§ THE EXERCISE: Below are the records. List every line holding the word "this".

(Pages as source code)
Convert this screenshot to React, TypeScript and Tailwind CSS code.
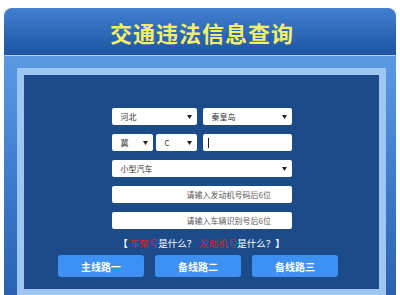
const font = { fontFamily: '"Noto Sans CJK SC", "Noto Sans", sans-serif' };

const Arrow = () => (
  <svg width="5" height="4" viewBox="0 0 5 4" className="shrink-0">
    <path d="M0 0 L5 0 L2.5 4 Z" fill="#222" />
  </svg>
);

const Select = ({ label, className = "" }: { label: string; className?: string }) => (
  <div
    className={`flex h-[17px] items-center justify-between rounded-[2px] bg-white pl-[9px] pr-[5px] text-[8px] text-[#333] ${className}`}
  >
    <span>{label}</span>
    <Arrow />
  </div>
);

const Field = ({ placeholder }: { placeholder: string }) => (
  <div className="flex h-[17px] items-center rounded-[2px] bg-white pl-[75px] text-[8px] text-[#555]">
    {placeholder}
  </div>
);

export default function App() {
  return (
    <div className="h-[295px] w-[400px] overflow-hidden bg-white px-1 pt-2" style={font}>
      <div className="w-[392px] overflow-hidden rounded-t-[8px]">
        <div className="flex h-[47px] items-center justify-center bg-gradient-to-b from-[#4280d0] to-[#1c55a0] pl-[4px]">
          <h1 className="text-[22px] font-bold leading-none tracking-[1px] text-[#f3ee6b]">交通违法信息查询</h1>
        </div>
        <div className="h-px bg-[#b3d0f2]" />
        <div className="bg-gradient-to-b from-[#5a9ae3] via-[#3d7dcc] to-[#2a62b0] pl-[13px] pr-[10px] pt-[12px]">
          <div className="border-[7px] border-[#9dc6f3] bg-[#1c4b89]">
            <div className="flex flex-col items-center pt-[33px] pb-[12px]">
              <div className="flex w-[180px] flex-col gap-[9px]">
                <div className="flex gap-[6px]">
                  <Select label="河北" className="w-[85px]" />
                  <Select label="秦皇岛" className="w-[89px]" />
                </div>
                <div className="flex gap-[6px]">
                  <div className="flex w-[85px] gap-[3px]">
                    <Select label="冀" className="w-[41px] pl-[9px]" />
                    <Select label="C" className="w-[41px] pl-[9px]" />
                  </div>
                  <div className="flex h-[17px] w-[89px] items-center rounded-[2px] bg-white pl-[5px]">
                    <div className="h-[10px] w-px bg-[#222]" />
                  </div>
                </div>
                <Select label="小型汽车" />
                <Field placeholder="请输入发动机号码后6位" />
                <Field placeholder="请输入车辆识别号后6位" />
              </div>
              <p className="mt-[8px] text-[9.5px] leading-[12px] text-white">
                <span className="font-bold">【 </span>
                <span className="text-[#d3262c]">车架号</span>是什么？
                <span className="ml-[3px] text-[#d3262c]">发动机号</span>是什么？
                <span className="font-bold">】</span>
              </p>
              <div className="mt-[6px] flex gap-[11px] pr-[7px]">
                {["主线路一", "备线路二", "备线路三"].map((t) => (
                  <button
                    key={t}
                    className="flex h-[22px] w-[86px] items-center justify-center rounded-[3px] bg-[#3d91f2] text-[10px] font-bold text-white"
                  >
                    {t}
                  </button>
                ))}
              </div>
            </div>
          </div>
        </div>
      </div>
    </div>
  );
}
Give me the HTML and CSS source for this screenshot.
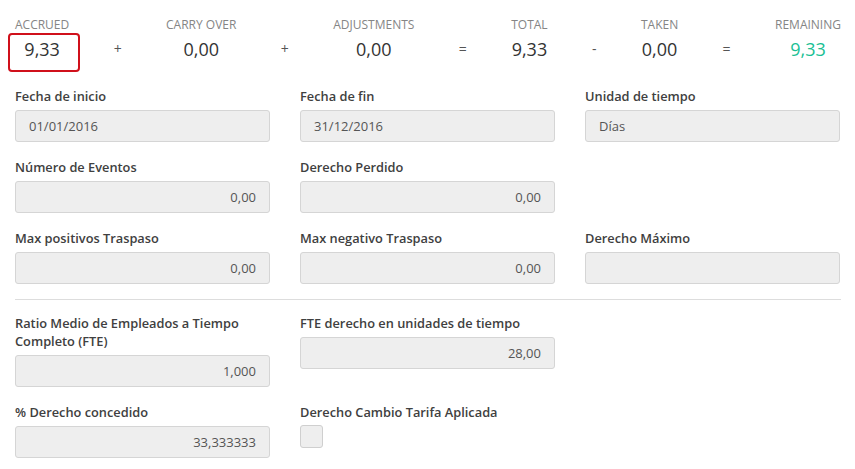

§ COMPLETE OUTPUT:
Convert this screenshot to React, TypeScript and Tailwind CSS code.
Give me the HTML and CSS source for this screenshot.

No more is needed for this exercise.